If I were to pick a defining characteristic that all of these musicians share, I would say that they’re all quite elusive.
Yeah. I think it’s elusive but hopefully it’s also just open. There tend to be worlds that people recognize, like they say, “Oh this is an improv musician, this is a punk band, and this is a classical player.” When I first heard Godspeed, it just made sense to me, what I felt was “Oh these are people who understand why the MC5 was great but who also completely understand why Arvo Pärt was great.” They probably take those things in as equally powerful influences and they’re players who can certainly improvise. Fugazi never played with a set list in any of their years, so that they had to be completely open at any moment to how the air in the room might shift things and go off in some other direction. In this case, a lot of the project for me was about time, experiencing time and thinking about it.
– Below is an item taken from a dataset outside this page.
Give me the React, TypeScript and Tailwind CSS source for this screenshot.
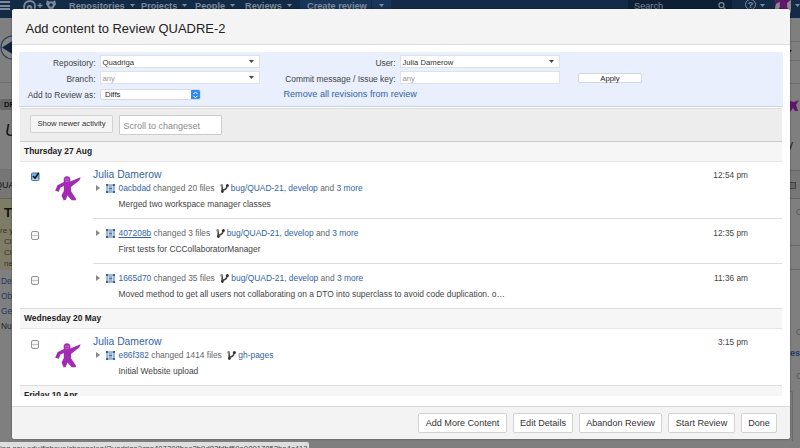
import React from "react";

const link = "text-[#3363a5]";

function Caret({ className = "" }: { className?: string }) {
  return (
    <svg className={className} width="5" height="3" viewBox="0 0 5 3">
      <path d="M0 0h5L2.5 3z" fill="currentColor" />
    </svg>
  );
}

function Avatar({ color = "#a32bb4" }: { color?: string }) {
  return (
    <svg width="26" height="25" viewBox="0 0 26 25" className="block shrink-0">
      <path
        d="M8.6 4.2C8.4 1.6 10 .3 12 .3s3.600 1.200 3.400 3.900l-.3 1.300L25.600 1.200l-1.100 3L16 11l.2 4.500 4.800 7.300-.2 1.400h-4.100l-4.200-4.700-1.700 4.300-2.100.8-2.200-5L8.800 15V10l-3.600 1.800-1.300 4L.2 14.800l2.300-5.600L8.900 6z"
        fill={color}
      />
      <path d="M10 3.200h4.100M10.300 5c1 .8 2.600.8 3.500 0" stroke="#dfa5e8" strokeWidth=".6" fill="none" />
    </svg>
  );
}

function CommitIcon() {
  return (
    <svg width="9" height="9" viewBox="0 0 9 9" className="block shrink-0">
      <path d="M1 1h7v7H1z" fill="#e9f0f8" stroke="#4f78a5" strokeWidth="1" />
      <path d="M0 0h2v2H0zM7 0h2v2H7zM0 7h2v2H0zM7 7h2v2H7z" fill="#376795" />
      <path d="M2.700 3h3.600M2.700 4.500h3.600M2.700 6h3.600" stroke="#376795" strokeWidth=".9" />
    </svg>
  );
}

function BranchIcon() {
  return (
    <svg width="9" height="9" viewBox="0 0 9 9" className="block shrink-0">
      <path d="M2.200 1.500v6M2.400 6.300C5.600 6 6.900 4.500 7.200 1.700" stroke="#444" strokeWidth="1.500" fill="none" />
      <circle cx="1.700" cy="1.400" r="1.400" fill="#888" />
      <circle cx="7.400" cy="1.500" r="1.500" fill="#333" />
      <circle cx="2.400" cy="7.500" r="1.400" fill="#333" />
    </svg>
  );
}

function Checkbox({ checked = false }: { checked?: boolean }) {
  if (checked) {
    return (
      <svg width="10" height="11" viewBox="0 0 10 11" className="block">
        <rect x="1.500" y="2" width="7.500" height="7.500" rx="1" fill="#79b3e8" stroke="#4a6f99" />
        <path d="M2.500 7.500H8v1.500H2.500z" fill="#b9e4fa" />
        <path d="M3 5l2 2.300L8.800 1.800" stroke="#111" strokeWidth="1.500" fill="none" />
      </svg>
    );
  }
  return (
    <div className="mt-[2px] ml-px flex h-[9px] w-[8px] flex-col justify-center rounded-[2px] border border-[#959595] bg-[#f5f5f5]">
      <div className="h-px bg-[#c4c4c4]" />
    </div>
  );
}

type CommitProps = {
  hash: string;
  files: string;
  message: string;
  time: string;
  pages?: boolean;
  author?: boolean;
  checked?: boolean;
  hovered?: boolean;
  last?: boolean;
};

function Commit({ hash, files, message, time, pages, author, checked, hovered, last }: CommitProps) {
  return (
    <div className={`flex ${author ? (last ? "h-[56px]" : "h-[57px]") : last ? "h-[44px]" : "h-[45px]"}`}>
      <div className={`w-[35px] shrink-0 pl-[10px] ${author ? "pt-[9px]" : "pt-[10px]"}`}>
        <Checkbox checked={checked} />
      </div>
      <div className="w-[38px] shrink-0 pt-[14px]">{author && <Avatar />}</div>
      <div
        className={`flex grow justify-between pr-[34px] text-[8.420px] text-[#444] ${last ? "" : "border-b border-[#ddd]"} ${author ? "pt-[5px]" : "pt-[7px]"}`}
      >
        <div>
          {author && <div className={`h-[14px] text-[10.350px] leading-[16px] ${link}`}>Julia Damerow</div>}
          <div className="flex h-[14px] items-center leading-[14px] whitespace-pre text-[#666]">
            <svg width="4" height="6" viewBox="0 0 4 6" className="mr-[6px] ml-[3px]">
              <path d="M0 0l4 3-4 3z" fill="#888" />
            </svg>
            <CommitIcon />
            <span className={`ml-[3.500px] ${link} ${hovered ? "underline underline-offset-1" : ""}`}>{hash}</span>
            <span className="mr-[5.500px]"> changed {files} files</span>
            <BranchIcon />
            {pages ? (
              <span className={`ml-[2px] ${link}`}>gh-pages</span>
            ) : (
              <span className="ml-[2px]">
                <span className={link}>bug/QUAD-21</span>, <span className={link}>develop</span> and{" "}
                <span className={link}>3 more</span>
              </span>
            )}
          </div>
          <div className="mt-px h-[16px] pl-[25.500px] leading-[16px]">{message}</div>
        </div>
        <div className={`text-[8.320px] leading-[14px] ${author ? "pt-[1px]" : ""}`}>{time}</div>
      </div>
    </div>
  );
}

function DayHeading({ children, first }: { children: React.ReactNode; first?: boolean }) {
  return (
    <div
      className={`border-b border-b-[#e6e6e6] bg-[#f6f6f6] pl-[4px] text-[8.450px] font-bold text-[#222] ${first ? "h-[20px] leading-[19px]" : "h-[21px] border-t border-t-[#ddd] leading-[19px]"}`}
    >
      {children}
    </div>
  );
}

function ComboBox({ value, muted, arrow = true }: { value: string; muted?: boolean; arrow?: boolean }) {
  return (
    <div
      className={`flex h-[13px] w-[160px] items-center justify-between border border-[#dde1e8] bg-white pr-[5px] pl-[1.500px] text-[7.700px] leading-[11px] ${muted ? "text-[#999]" : "text-[#333]"}`}
    >
      <span className="pt-px">{value}</span>
      {arrow && <Caret className="text-[#444]" />}
    </div>
  );
}

function FooterButton({ children, width }: { children: React.ReactNode; width: string }) {
  return (
    <button
      className={`h-[20px] rounded-[2px] border border-[#d2d2d2] bg-white text-center text-[9.080px] leading-[18px] whitespace-nowrap text-[#333] ${width}`}
    >
      {children}
    </button>
  );
}

function NavItem({ children, className }: { children: React.ReactNode; className: string }) {
  return (
    <div className={`flex shrink-0 items-center whitespace-nowrap ${className}`}>
      <span>{children}</span>
      <Caret className="ml-[5px]" />
    </div>
  );
}

function DimmedPage() {
  return (
    <div className="flex h-[448px] w-[800px] flex-col overflow-hidden bg-[#7f7f7f] text-[#111]">
      <div className="flex h-[18px] shrink-0 bg-[#142b48] text-[9.200px] leading-[12px] font-bold text-[#7d8a9b]">
        <div className="mt-[1px] h-[9px] w-[10px] shrink-0 border-y-2 border-[#7d8a9b]">
          <div className="mt-[1.500px] h-[2px] bg-[#7d8a9b]" />
        </div>
        <svg width="34" height="12" viewBox="0 0 34 12" className="ml-[13px] shrink-0">
          <path d="M1.500 10C0 4 3 1 7 1s6 3 4.500 8M4.500 9c0-4 4-4 4 0" fill="none" stroke="#7d8a9b" strokeWidth="1.800" />
          <path d="M14.500 5.500h5M17 3v5" stroke="#7d8a9b" strokeWidth="1.400" />
          <path d="M24 0c1 2 7 2 8 0l1 4-3 5h-4l-3-5z" fill="#7d8a9b" />
          <circle cx="28" cy="5" r="1.800" fill="#142b48" />
        </svg>
        <NavItem className="ml-[12px] h-[11px] w-[72px]">Repositories</NavItem>
        <NavItem className="h-[11px] w-[54px]">Projects</NavItem>
        <NavItem className="h-[11px] w-[50px]">People</NavItem>
        <NavItem className="h-[11px] w-[55px]">Reviews</NavItem>
        <div className="flex h-[18px] w-[91px] shrink-0 bg-[#19355a] pl-[7px]">
          <span className="w-[65px] border-r border-[#102b49] leading-[12px] whitespace-nowrap">Create review</span>
          <Caret className="mt-[4px] ml-[7px]" />
        </div>
        <div className="ml-[237px] flex h-[11px] w-[104px] shrink-0 items-center justify-between bg-[#0e2035] pr-[6px] pl-[6px] font-normal">
          <span>Search</span>
          <svg width="8" height="8" viewBox="0 0 8 8">
            <path d="M5 5l2.500 2.500M6 3.200a2.500 2.500 0 1 1-5 0 2.500 2.500 0 0 1 5 0" stroke="#7d8a9b" fill="none" strokeWidth="1.200" />
          </svg>
        </div>
        <div className="mt-[-1px] ml-[13px] flex h-[11px] w-[11px] shrink-0 items-center justify-center rounded-full border border-[#7d8a9b]">
          ?
        </div>
        <Caret className="mt-[4px] ml-[4px] shrink-0" />
        <div className="ml-[10px] h-[13px] w-[16px] shrink-0 overflow-hidden bg-[#8b8b8b]">
          <div className="-mt-[8px] -ml-[4px]">
            <Avatar color="#5f176b" />
          </div>
        </div>
        <Caret className="mt-[4px] ml-[4px] shrink-0" />
      </div>

      <div className="flex grow justify-between text-[8.400px]">
        <div className="flex w-[12px] flex-col overflow-hidden whitespace-nowrap">
          <div className="h-[65px] shrink-0 border-b border-[#6d6d6d] pt-[17px]">
            <svg width="25" height="25" viewBox="0 0 25 25">
              <circle cx="12.500" cy="12.500" r="11.500" fill="#858585" stroke="#263d5b" strokeWidth="1.200" />
              <path d="M2 12.500L14 5v15z" fill="#0f2542" />
            </svg>
          </div>
          <div className="mt-[16px] h-[11px] shrink-0 rounded-l-[2px] bg-[#656565] pl-[4px] text-[7.500px] leading-[11px] font-bold">DR</div>
          <div className="h-[60px] shrink-0 border-b border-[#707070] pt-[11px] pl-[5px] text-[17px] leading-[20px] italic">U</div>
          <div className="h-[28px] shrink-0 bg-[#767676] text-[9px] leading-[30px] -indent-[5px]">QUA</div>
          <div className="h-[72px] shrink-0 border-t border-[#68664f] bg-[#7e7c66] text-[8px] leading-[11px] text-[#333]">
            <div className="h-[24px] pl-[4px] text-[13px] leading-[28px] font-bold text-[#111]">T</div>
            <div className="pt-[2px]">re y</div>
            <div className="pl-[4px]">Cl</div>
            <div className="pl-[4px]">Cl</div>
            <div className="pl-[4px]">ne</div>
          </div>
          <div className="pt-[4px] pl-[1px] leading-[15px] text-[#1d3a60]">
            <div>Det</div>
            <div>Obj</div>
            <div>Ge</div>
            <div className="text-[#222]">Nu</div>
          </div>
        </div>

        <div className="flex w-[10px] flex-col overflow-hidden whitespace-nowrap">
          <div className="h-[24px] shrink-0 border-b border-[#6d6d6d]" />
          <div className="h-[19px] shrink-0 border-b border-[#6d6d6d] pt-[8px] text-[#222]">
            <Caret className="-ml-[3px]" />
          </div>
          <div className="h-[23px] shrink-0 border-b border-[#6d6d6d]" />
          <div className="h-[70px] shrink-0 pt-[15px]">
            <div className="h-[15px] w-[9px] overflow-hidden">
              <svg width="10" height="14" viewBox="0 0 10 14">
                <path d="M0 2l4 1 5-2-3 5 2 6H5L3 9l-3 4z" fill="#5f176b" />
              </svg>
            </div>
            <div className="mt-[23px] -ml-[2px] text-[10px] leading-[15px]">y</div>
          </div>
          <div className="mt-[16px] h-[29px] shrink-0 border-t border-b border-[#666] bg-[#777] pt-[11px]">
            <div className="h-[7px] w-[6px] border border-l-0 border-[#444] bg-[#666]" />
          </div>
          <div className="h-[47px] shrink-0 border-b border-[#686868] pt-[8px] pl-[6px] leading-[10px] text-[#555]">C</div>
          <div className="h-[24px] shrink-0 border-b border-[#686868]" />
          <div className="h-[57px] shrink-0" />
          <div className="h-[41px] shrink-0 pl-[6px] text-[#555]">
            <div className="leading-[10px]">C</div>
            <div className="mt-[10px] -ml-[6px] text-[9px] leading-[12px] font-bold text-[#1d3a60]">es</div>
          </div>
          <div className="pt-[3px] pl-[6px] leading-[10px] text-[#555]">C</div>
          <div className="mt-[10px] h-[50px] w-[3px] rounded-tr-[2px] border-t border-r border-[#686868]" />
        </div>
      </div>
    </div>
  );
}

export default function App() {
  return (
    <div className="relative h-[448px] w-[800px] overflow-hidden font-['Liberation_Sans',Arial,sans-serif]">
      <DimmedPage />

      <div className="absolute top-[442px] left-0 h-[6px] w-[309px] overflow-hidden rounded-tr-[2px] bg-[#dedede] text-[7.700px] leading-[13px] whitespace-nowrap text-[#444]">
        ing.asu.edu/fisheye/changelog/Quadriga?cs=407208bee2b9d82fdbf59a98917852ba4c413
      </div>

      <div className="absolute top-[9px] left-[12px] flex h-[430px] w-[778px] flex-col overflow-hidden rounded-[3px] bg-white shadow-[0_0_2px_rgba(0,0,0,0.5)]">
        <header className="h-[36px] shrink-0 border-b border-[#dedede] bg-[#f4f4f4] pl-[13.500px] text-[12.950px] leading-[39px] text-[#222]">
          Add content to Review QUADRE-2
        </header>

        <main className="flex h-[361px] shrink-0 flex-col pt-[7px] pb-[10px]">
          <div className="ml-[7px] flex h-[55px] w-[764px] shrink-0 border-b border-[#c9d3e2] bg-[#e9effc] text-[8.420px] text-[#444]">
            <div className="grid w-[241px] grid-cols-[76.500px_1fr] content-start gap-x-[4.500px] gap-y-[3px] pt-[3px] text-right leading-[17px]">
              <span className="h-[13px]">Repository:</span>
              <ComboBox value="Quadriga" />
              <span className="h-[13px]">Branch:</span>
              <ComboBox value="any" muted />
              <span className="h-[13px]">Add to Review as:</span>
              <div className="mt-[2px] flex h-[11px] w-[101px] justify-between overflow-hidden rounded-[2.500px] border border-[#d5dae3] bg-white pl-[4px] text-[7.800px] leading-[10px] text-[#222]">
                <span>Diffs</span>
                <svg width="9" height="10" viewBox="0 0 9 10" className="block bg-[#3089f4]">
                  <path d="M2.500 4l2-2 2 2M2.500 5.800l2 2 2-2" stroke="#fff" strokeWidth="1" fill="none" />
                </svg>
              </div>
            </div>
            <div className="ml-[23px] w-[278px]">
              <div className="grid grid-cols-[112.500px_1fr] gap-x-[4.500px] gap-y-[3px] pt-[3px] text-right leading-[17px]">
                <span className="h-[13px]">User:</span>
                <ComboBox value="Julia Damerow" />
                <span className="h-[13px] whitespace-nowrap">Commit message / Issue key:</span>
                <ComboBox value="any" muted arrow={false} />
              </div>
              <div className={`pl-[0.500px] text-[9.100px] leading-[21px] ${link}`}>Remove all revisions from review</div>
            </div>
            <button className="mt-[21px] ml-[17px] h-[10px] w-[64px] rounded-[2px] border border-[#d3d7df] bg-white text-center text-[7.800px] leading-[9px] text-[#222]">
              Apply
            </button>
          </div>

          <div className="mt-px ml-[8px] flex h-[34px] w-[762px] shrink-0 border-y border-t-[#ddd] border-b-[#ccc] bg-[#ededed]">
            <button className="mt-[6px] ml-[10px] h-[18px] w-[83px] rounded-[2px] border border-[#d2d2d2] bg-[#f5f5f5] text-[7.730px] leading-[16px] text-[#333]">
              Show newer activity
            </button>
            <div className="mt-[6px] ml-[6px] h-[20px] w-[103px] rounded-[1px] border border-[#ccc] bg-white pl-[3.500px] text-[9px] leading-[20px] text-[#8a8a8a]">
              Scroll to changeset
            </div>
          </div>

          <div className="ml-[8px] w-[762px] grow overflow-hidden">
            <DayHeading first>Thursday 27 Aug</DayHeading>
            <Commit author checked hash="0acbdad" files="20" message="Merged two workspace manager classes" time="12:54 pm" />
            <Commit hovered hash="407208b" files="3" message="First tests for CCCollaboratorManager" time="12:35 pm" />
            <Commit
              last
              hash="1665d70"
              files="35"
              message="Moved method to get all users not collaborating on a DTO into superclass to avoid code duplication. o…"
              time="11:36 am"
            />
            <DayHeading>Wednesday 20 May</DayHeading>
            <Commit author last pages hash="e86f382" files="1414" message="Initial Website upload" time="3:15 pm" />
            <DayHeading>Friday 10 Apr</DayHeading>
          </div>
        </main>

        <footer className="flex h-[33px] shrink-0 justify-end gap-[6px] border-t border-[#d8d8d8] bg-[#f3f3f3] pt-[6px] pr-[13px]">
          <FooterButton width="w-[89px]">Add More Content</FooterButton>
          <FooterButton width="w-[60px]">Edit Details</FooterButton>
          <FooterButton width="w-[83px]">Abandon Review</FooterButton>
          <FooterButton width="w-[67px]">Start Review</FooterButton>
          <FooterButton width="w-[36px]">Done</FooterButton>
        </footer>
      </div>
    </div>
  );
}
There’s a quote from a geologist in the piece talking about the way that an island exists as a remnant of these massive events that happened with such monumental slowness. We can’t even wrap our mind around it, that the Atlantic Ocean would separate a land mass and that’s why the rocks are doing the same thing on the tip of North America as the edge of Europe, because it’s really the same landmass if you readjust your limited notion of what it means for an event to transpire. If I want to approach some little sense of that on sonic terms, then I need to work with musicians who can kind of warp time. In the years when I would watch Dirty Three shows, I would watch Jim play the drums and I often felt like he was readjusting the clock in the room. It was such a pleasure to bring him into this project where I was trying to do the same thing but it terms of a place. I just really like the possibilities of where people can get really quiet, like everybody’s ears in the room sharpen up like you’re in the wood and you’re trying to hear some little sounds, but then half an hour later it’s a full-on punk rock thing where it’s just heavy. Weather changes, especially in a place like Cape Breton, so why have it be one or the other?